Some Consumers Lose Longtime Doctors In New Plans
Insurers say narrow networks that exclude some providers are part of the trade-off for keeping down premiums and enrolling those with pre-existing conditions. Other media outlets offer consumers advice on getting a procedure or drug covered and examine the law's impact on doctors' offices and small businesses.
The Associated Press: Consumers Losing Doctors With New Insurance Plans
Before the law took effect, experts warned that narrow networks could impact patient’s access to care, especially in cheaper plans. But with insurance cards now in hand, consumers are finding their access limited across all price ranges. The dilemma undercuts President Obama’s 2009 pledge that: “If you like your doctor, you will be able to keep your doctor, period." ... Narrow networks are part of the economic trade-off for keeping premiums under control and preventing insurers from turning away those with pre-existing conditions (5/13).
Fox News: How To Get Your Health Provider To Cover Something Not On Your Plan
Getting a health insurer to cover something that isn’t part of your plan is tricky—but not impossible. “It is possible to get coverage, but it takes a lot of work on the customer’s side,” says Carrie Mclean, director of customer care at eHealthInsurance. Whether it’s medication, a procedure or any other treatment, “making it clear that the doctor is recommending this and that it’s medically necessary can really help,” she adds (Fuscaldo, 5/13).

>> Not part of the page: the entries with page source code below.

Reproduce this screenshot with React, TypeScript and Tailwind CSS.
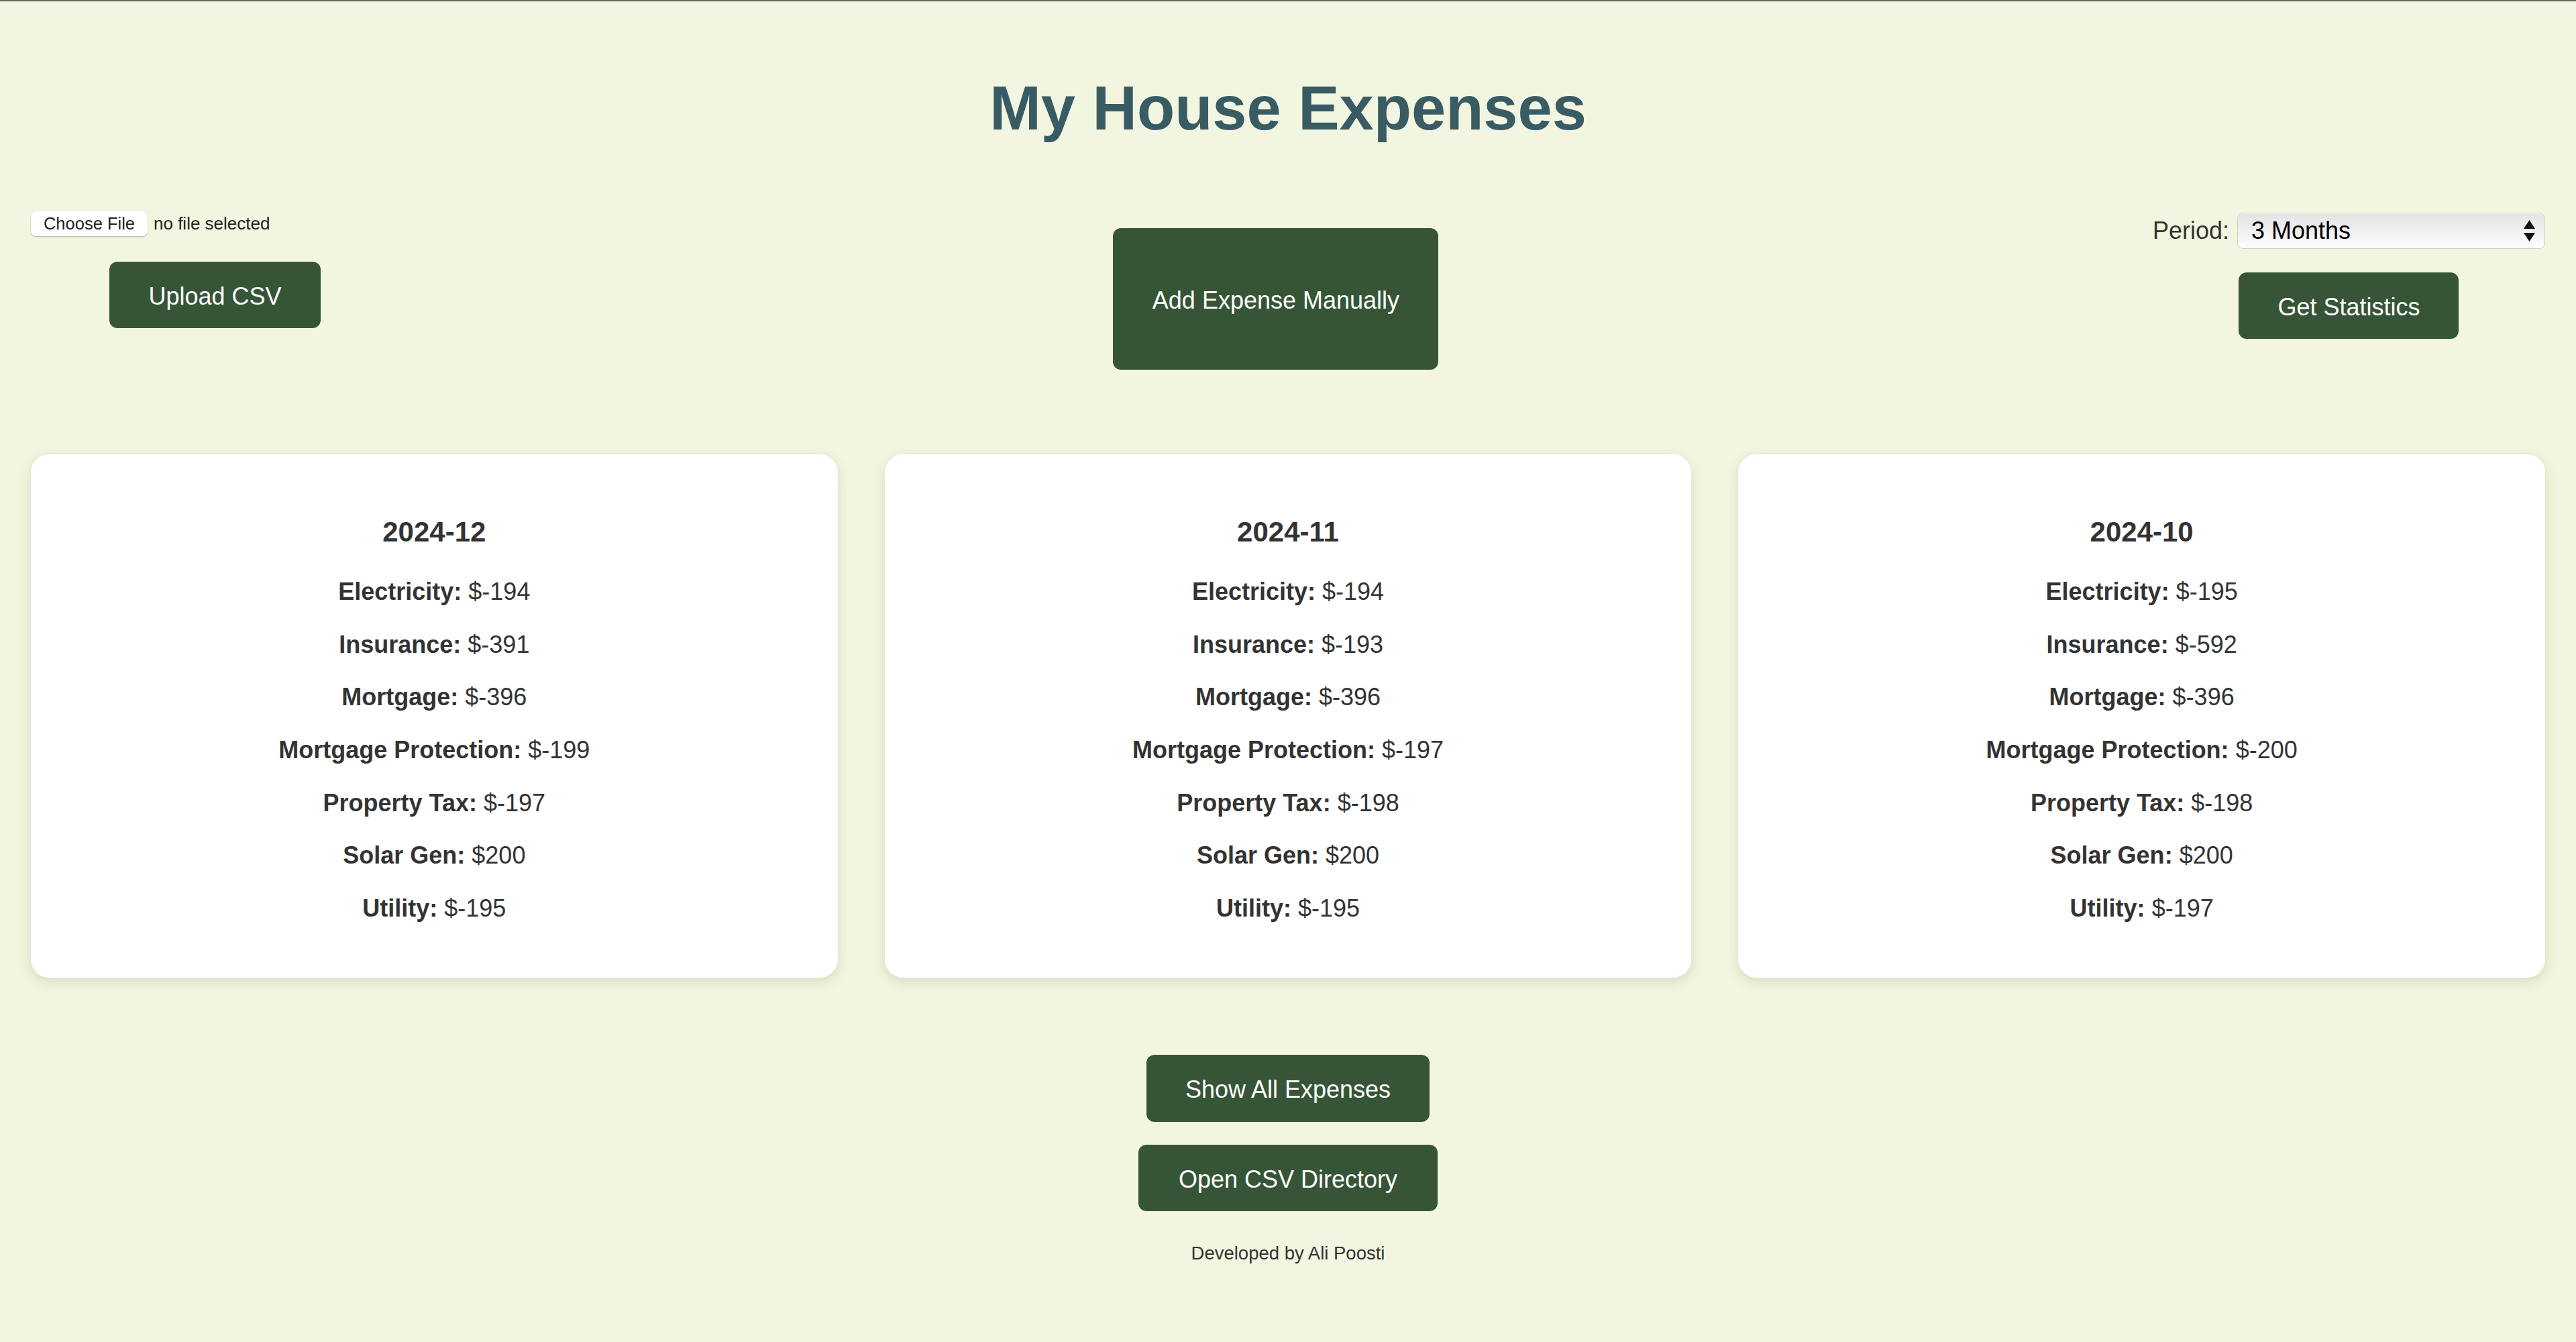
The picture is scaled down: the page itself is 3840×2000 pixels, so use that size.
import React from "react";

type Month = {
  label: string;
  items: [string, string][];
};

const months: Month[] = [
  {
    label: "2024-12",
    items: [
      ["Electricity", "$-194"],
      ["Insurance", "$-391"],
      ["Mortgage", "$-396"],
      ["Mortgage Protection", "$-199"],
      ["Property Tax", "$-197"],
      ["Solar Gen", "$200"],
      ["Utility", "$-195"],
    ],
  },
  {
    label: "2024-11",
    items: [
      ["Electricity", "$-194"],
      ["Insurance", "$-193"],
      ["Mortgage", "$-396"],
      ["Mortgage Protection", "$-197"],
      ["Property Tax", "$-198"],
      ["Solar Gen", "$200"],
      ["Utility", "$-195"],
    ],
  },
  {
    label: "2024-10",
    items: [
      ["Electricity", "$-195"],
      ["Insurance", "$-592"],
      ["Mortgage", "$-396"],
      ["Mortgage Protection", "$-200"],
      ["Property Tax", "$-198"],
      ["Solar Gen", "$200"],
      ["Utility", "$-197"],
    ],
  },
];

const GreenButton: React.FC<{
  children: React.ReactNode;
  className?: string;
}> = ({ children, className = "" }) => (
  <button
    type="button"
    className={`flex items-center justify-center whitespace-nowrap rounded-[12px] bg-[#365537] px-[58px] pt-[4px] text-[36px] leading-[42px] text-white ${className}`}
  >
    {children}
  </button>
);

const MonthCard: React.FC<{ data: Month }> = ({ data: { label, items } }) => (
  <div className="flex flex-col items-center rounded-[27px] bg-white pt-[92px] pb-[82px] text-[#333] shadow-[0_6px_18px_rgba(90,95,60,0.16)]">
    <h3 className="text-[42px] leading-[48px] font-bold">{label}</h3>
    <div className="mt-[43px] flex flex-col items-center gap-[35.7px]">
      {items.map(([name, value]) => (
        <p key={name} className="text-[36px] leading-[43px]">
          <b>{name}:</b> {value}
        </p>
      ))}
    </div>
  </div>
);

export default function App() {
  return (
    <div
      className="min-h-screen border-t-2 border-[#66665c] bg-[#f2f5df] pb-[80px]"
      style={{ fontFamily: '"Liberation Sans", Arial, Helvetica, sans-serif' }}
    >
      <h1 className="mt-[113px] text-center text-[92px] leading-[92px] font-bold text-[#395b64]">
        My House Expenses
      </h1>

      <div className="mt-[107px] flex items-start justify-between px-[46px]">
        {/* upload */}
        <div className="flex w-[549px] flex-col items-center">
          <div className="flex items-center self-start">
            <span className="flex h-[37px] w-[174px] items-center justify-center rounded-[8px] bg-white text-[25.5px] text-[#222] shadow-[0_1px_2px_rgba(0,0,0,0.3)]">
              Choose File
            </span>
            <span className="ml-[9px] text-[26px] text-[#222]">
              no file selected
            </span>
          </div>
          <GreenButton className="mt-[37px] h-[99px]">Upload CSV</GreenButton>
        </div>

        <GreenButton className="mt-[26px] h-[211px] w-[485px]">
          Add Expense Manually
        </GreenButton>

        {/* stats */}
        <div className="mt-[3px] flex flex-col items-center">
          <div className="flex items-center">
            <span className="text-[36px] text-[#333]">Period:</span>
            <div className="ml-[12px] flex h-[54px] w-[459px] items-center justify-between rounded-[9px] border border-[#cdcdcd] bg-linear-to-b from-[#e3e3e3] to-[#fefefe] pr-[14px] pl-[20px] shadow-[inset_0_1px_1px_rgba(255,255,255,0.8)]">
              <span className="text-[36px] text-black">3 Months</span>
              <svg width="17" height="33" viewBox="0 0 17 33">
                <path d="M8.5 0 L17 13 L0 13 Z" fill="#111" />
                <path d="M0 19 L17 19 L8.5 32 Z" fill="#111" />
              </svg>
            </div>
          </div>
          <GreenButton className="mt-[35px] h-[99px]">Get Statistics</GreenButton>
        </div>
      </div>

      <div className="mt-[126px] grid grid-cols-3 gap-[70px] px-[46px]">
        {months.map((m) => (
          <MonthCard key={m.label} data={m} />
        ))}
      </div>

      <div className="mt-[115px] flex flex-col items-center">
        <GreenButton className="h-[100px] w-[422px] px-0">
          Show All Expenses
        </GreenButton>
        <GreenButton className="mt-[34px] h-[99px] w-[446px] px-0">
          Open CSV Directory
        </GreenButton>
        <p className="mt-[47px] text-[27.5px] leading-[32px] text-[#333]">
          Developed by Ali Poosti
        </p>
      </div>
    </div>
  );
}
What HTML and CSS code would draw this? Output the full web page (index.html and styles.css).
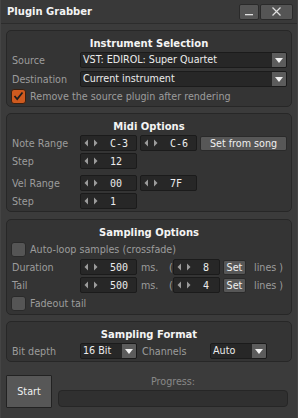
FILE: index.html
```html
<!DOCTYPE html>
<html>
<head>
<meta charset="utf-8">
<link rel="stylesheet" href="styles.css">
</head>
<body>
<div class="win">
  <div class="titlebar">
    <span class="wtitle">Plugin Grabber</span>
    <div class="wbtns">
      <div class="wbtn wmin"><svg width="8" height="8" viewBox="0 0 8 8"><rect x="0" y="6" width="8" height="1.3" fill="#e0e0e0"/></svg></div>
      <div class="wbtn wclose"><svg width="9" height="9" viewBox="0 0 9 9"><path d="M0.5 0.5 L8.5 8.5 M8.5 0.5 L0.5 8.5" stroke="#e0e0e0" stroke-width="1.2" fill="none"/></svg></div>
    </div>
  </div>
  <div class="body">
    <section class="panel p1">
      <div class="ptitle">Instrument Selection</div>
      <div class="row">
        <span class="lbl">Source</span>
        <div class="dd dd-wide"><span class="ddtext">VST: EDIROL: Super Quartet</span><span class="ddbtn"><svg width="8" height="5" viewBox="0 0 8 5"><polygon points="0,0 8,0 4,5" fill="#f2f2f2"/></svg></span></div>
      </div>
      <div class="row row-g3">
        <span class="lbl">Destination</span>
        <div class="dd dd-wide"><span class="ddtext">Current instrument</span><span class="ddbtn"><svg width="8" height="5" viewBox="0 0 8 5"><polygon points="0,0 8,0 4,5" fill="#f2f2f2"/></svg></span></div>
      </div>
      <div class="row row-g1">
        <span class="cb cb-on"><svg width="11" height="10" viewBox="0 0 11 10"><path d="M1.5 5 L4.2 8 L9.5 1.5" stroke="#1e1e1e" stroke-width="1.8" fill="none"/></svg></span>
        <span class="cbtext">Remove the source plugin after rendering</span>
      </div>
    </section>

    <section class="panel p2">
      <div class="ptitle">Midi Options</div>
      <div class="row">
        <span class="lbl">Note Range</span>
        <div class="spin"><svg class="arr" width="14" height="8" viewBox="0 0 14 8"><polygon points="4,0.5 4,7.5 0.5,4" fill="#9c9c9c"/><polygon points="10,0.5 10,7.5 13.5,4" fill="#9c9c9c"/></svg><span class="val">C-3</span></div>
        <div class="spin sp-gap"><svg class="arr" width="14" height="8" viewBox="0 0 14 8"><polygon points="4,0.5 4,7.5 0.5,4" fill="#9c9c9c"/><polygon points="10,0.5 10,7.5 13.5,4" fill="#9c9c9c"/></svg><span class="val">C-6</span></div>
        <div class="btn btn-song">Set from song</div>
      </div>
      <div class="row row-g2">
        <span class="lbl">Step</span>
        <div class="spin"><svg class="arr" width="14" height="8" viewBox="0 0 14 8"><polygon points="4,0.5 4,7.5 0.5,4" fill="#9c9c9c"/><polygon points="10,0.5 10,7.5 13.5,4" fill="#9c9c9c"/></svg><span class="val">12</span></div>
      </div>
      <div class="row row-g6">
        <span class="lbl">Vel Range</span>
        <div class="spin"><svg class="arr" width="14" height="8" viewBox="0 0 14 8"><polygon points="4,0.5 4,7.5 0.5,4" fill="#9c9c9c"/><polygon points="10,0.5 10,7.5 13.5,4" fill="#9c9c9c"/></svg><span class="val">00</span></div>
        <div class="spin sp-gap"><svg class="arr" width="14" height="8" viewBox="0 0 14 8"><polygon points="4,0.5 4,7.5 0.5,4" fill="#9c9c9c"/><polygon points="10,0.5 10,7.5 13.5,4" fill="#9c9c9c"/></svg><span class="val">7F</span></div>
      </div>
      <div class="row row-g2">
        <span class="lbl">Step</span>
        <div class="spin"><svg class="arr" width="14" height="8" viewBox="0 0 14 8"><polygon points="4,0.5 4,7.5 0.5,4" fill="#9c9c9c"/><polygon points="10,0.5 10,7.5 13.5,4" fill="#9c9c9c"/></svg><span class="val">1</span></div>
      </div>
    </section>

    <section class="panel p3">
      <div class="ptitle">Sampling Options</div>
      <div class="row">
        <span class="cb"></span>
        <span class="cbtext">Auto-loop samples (crossfade)</span>
      </div>
      <div class="row row-g2">
        <span class="lbl">Duration</span>
        <div class="spin"><svg class="arr" width="14" height="8" viewBox="0 0 14 8"><polygon points="4,0.5 4,7.5 0.5,4" fill="#9c9c9c"/><polygon points="10,0.5 10,7.5 13.5,4" fill="#9c9c9c"/></svg><span class="val">500</span></div>
        <span class="unit">ms.</span>
        <span class="paren">(</span>
        <div class="spin spin-sm"><svg class="arr" width="14" height="8" viewBox="0 0 14 8"><polygon points="4,0.5 4,7.5 0.5,4" fill="#9c9c9c"/><polygon points="10,0.5 10,7.5 13.5,4" fill="#9c9c9c"/></svg><span class="val">8</span></div>
        <div class="btn btn-set">Set</div>
        <span class="lines">lines )</span>
      </div>
      <div class="row row-g2">
        <span class="lbl">Tail</span>
        <div class="spin"><svg class="arr" width="14" height="8" viewBox="0 0 14 8"><polygon points="4,0.5 4,7.5 0.5,4" fill="#9c9c9c"/><polygon points="10,0.5 10,7.5 13.5,4" fill="#9c9c9c"/></svg><span class="val">500</span></div>
        <span class="unit">ms.</span>
        <span class="paren">(</span>
        <div class="spin spin-sm"><svg class="arr" width="14" height="8" viewBox="0 0 14 8"><polygon points="4,0.5 4,7.5 0.5,4" fill="#9c9c9c"/><polygon points="10,0.5 10,7.5 13.5,4" fill="#9c9c9c"/></svg><span class="val">4</span></div>
        <div class="btn btn-set">Set</div>
        <span class="lines">lines )</span>
      </div>
      <div class="row row-g2">
        <span class="cb"></span>
        <span class="cbtext">Fadeout tail</span>
      </div>
    </section>

    <section class="panel p4">
      <div class="ptitle">Sampling Format</div>
      <div class="row">
        <span class="lbl">Bit depth</span>
        <div class="dd dd-sm"><span class="ddtext">16 Bit</span><span class="ddbtn"><svg width="8" height="5" viewBox="0 0 8 5"><polygon points="0,0 8,0 4,5" fill="#f2f2f2"/></svg></span></div>
        <span class="lbl2">Channels</span>
        <div class="dd dd-sm"><span class="ddtext">Auto</span><span class="ddbtn"><svg width="8" height="5" viewBox="0 0 8 5"><polygon points="0,0 8,0 4,5" fill="#f2f2f2"/></svg></span></div>
      </div>
    </section>

    <div class="footer">
      <div class="btn btn-start">Start</div>
      <div class="prog">
        <div class="proglbl">Progress:</div>
        <div class="progbar"></div>
      </div>
    </div>
  </div>
</div>
</body>
</html>
```
FILE: styles.css
```css
* { box-sizing: border-box; }
html, body {
  margin: 0;
  padding: 0;
  width: 298px;
  height: 418px;
  overflow: hidden;
  background: #3b3b3b;
  font-family: "DejaVu Sans", "Liberation Sans", sans-serif;
  font-size: 9.6px;
  color: #9c9c9c;
}
.win {
  width: 298px;
  height: 418px;
  display: flex;
  flex-direction: column;
  background: #3b3b3b;
  border-left: 1px solid #444;
  border-right: 1px solid #444;
}
.titlebar {
  height: 24px;
  flex: none;
  display: flex;
  align-items: center;
  justify-content: space-between;
  background: #393939;
  border-bottom: 1px solid #2c2c2c;
  padding: 0 4px 0 6px;
}
.wtitle {
  color: #f4f4f4;
  font-weight: bold;
  font-size: 10px;
}
.wbtns {
  display: flex;
  gap: 1px;
  align-items: center;
}
.wbtn {
  height: 16px;
  background: #555;
  border: 1px solid #2a2a2a;
  border-radius: 2px;
  display: flex;
  align-items: center;
  justify-content: center;
}
.wmin { width: 20px; }
.wclose { width: 33px; }
.body {
  flex: 1;
  display: flex;
  flex-direction: column;
  padding: 6px 5px 0 5px;
}
.panel {
  background: #343434;
  border: 1px solid #272727;
  border-radius: 5px;
  padding: 4px 4px 2px 4px;
  display: flex;
  flex-direction: column;
}
.p2 { margin-top: 6px; }
.p3 { margin-top: 7px; padding-bottom: 3px; }
.p4 { margin-top: 6px; }
.ptitle {
  height: 17px;
  line-height: 17px;
  text-align: center;
  color: #f4f4f4;
  font-weight: bold;
  font-size: 10px;
}
.row {
  height: 16px;
  display: flex;
  align-items: center;
  white-space: nowrap;
}
.row-g1 { margin-top: 1px; }
.row-g2 { margin-top: 2px; }
.row-g3 { margin-top: 3px; }
.row-g6 { margin-top: 6px; }
.lbl {
  width: 69px;
  flex: none;
  padding-left: 1px;
}
.lbl2 {
  width: 73px;
  flex: none;
  padding-left: 5px;
}
.dd {
  height: 16px;
  display: flex;
  align-items: stretch;
  background: #272727;
  border: 1px solid #1b1b1b;
  border-radius: 2px;
  color: #ececec;
}
.dd-wide { width: 207px; }
.dd-sm { width: 57px; }
.ddtext {
  flex: 1;
  padding-left: 2px;
  line-height: 14px;
  overflow: hidden;
}
.ddbtn {
  width: 14px;
  flex: none;
  background: #5c5c5c;
  display: flex;
  align-items: center;
  justify-content: center;
  border-radius: 0 1px 1px 0;
}
.cb {
  width: 15px;
  height: 15px;
  flex: none;
  border-radius: 3px;
  background: #555;
  border: 1px solid #2a2a2a;
  display: flex;
  align-items: center;
  justify-content: center;
}
.cb-on {
  background: #cf5a1f;
  border-color: #3a2010;
}
.cbtext {
  margin-left: 4px;
}
.spin {
  width: 57px;
  height: 16px;
  flex: none;
  display: flex;
  align-items: center;
  background: #272727;
  border: 1px solid #1b1b1b;
  border-radius: 2px;
  padding-left: 3px;
  color: #ececec;
}
.spin-sm { width: 47px; }
.sp-gap { margin-left: 3px; }
.arr { flex: none; }
.val {
  margin-left: 12px;
  font-family: "DejaVu Sans Mono", monospace;
  font-size: 10px;
}
.btn {
  background: #575757;
  border: 1px solid #2a2a2a;
  border-radius: 2px;
  color: #f0f0f0;
  display: flex;
  align-items: center;
  justify-content: center;
}
.btn-song {
  width: 87px;
  height: 15px;
  margin-left: 3px;
}
.btn-set {
  width: 23px;
  height: 15px;
  margin-left: 3px;
}
.unit {
  width: 28px;
  flex: none;
  margin-left: 4px;
}
.paren {
  width: 4px;
  flex: none;
}
.lines {
  margin-left: 8px;
}
.footer {
  display: flex;
  margin-top: 13px;
  margin-right: 4px;
}
.btn-start {
  width: 46px;
  height: 33px;
  flex: none;
  border-color: #222;
  border-radius: 1px;
}
.prog {
  flex: 1;
  margin-left: 6px;
  display: flex;
  flex-direction: column;
}
.proglbl {
  height: 14px;
  line-height: 14px;
  text-align: center;
  color: #888;
}
.progbar {
  height: 17px;
  margin-top: 1px;
  background: #303030;
  border: 1px solid #262626;
  border-radius: 4px;
}
```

Minnesota Public Radio: Q&A With Dr. Hallberg: The Effects Of ACA In The Doctor's Office
The White House has said 8 million people signed up by mid-April for private health insurance through the new exchanges. It's not clear how many of them are newly insured, but primary care providers around the nation are reportedly seeing more patients through the doors as a result of the Affordable Care Act. Dr. Jon Hallberg, a physician in family medicine at the University of Minnesota and medical director of the Mill City Clinic in Minneapolis came by to discuss how the new health care law is playing out in the doctor's office (5/13).
Meanwhile, media outlets look at the first premium proposals for 2015 and the law's impact on small businesses -
The Washington Post’s Wonkblog: One Health Insurer Wants To Cut Rates 6.8 Percent. Another Wants To Hike Them 26 Percent. What Gives?
The first Obamacare enrollment period barely just ended, and it's already time for insurers in some states to file information on premiums for 2015. The 2014 rate filings last year became major political stories in a non-election year, so it's safe to assume the same will happen this year. And the 2015 rates will give us a glimpse into the future of the health-care industry (Millman, 5/13).
Kaiser Health News: Brew Pub Owner Frustrated That Health Plan Prices Still Jumping
Until now, if employees were healthy and claims were few (as they are at Fat Head's), the company's cost of insuring those employees was relatively low. But, for a small business, if even one employee was in a car accident or was diagnosed with cancer, the amount the insurance company charged the firm to cover those employees could skyrocket the next year. The insurance industry called this "experience rating," and it is changing under the health law, says Steve Millard, who heads a small business association in Cleveland (Tribble, 5/14).
The Washington Post: What’s Obamacare Doing In A Debate Over Fairfax County Water Agency Appointee?
The national debate over the Affordable Care Act seemed an unlikely topic of discussion at Tuesday’s meeting of the Fairfax County Board of Supervisors -- especially since the item on the agenda was whether to reappoint a longtime member of the local water authority. Yet the law was what the supervisors focused on, specifically a letter to members of Congress written last fall by water board veteran Burton J. Rubin, warning that the insurance requirements of the Affordable Care Act would cause the water authority to stop insuring its employees (Olivo, 5/13).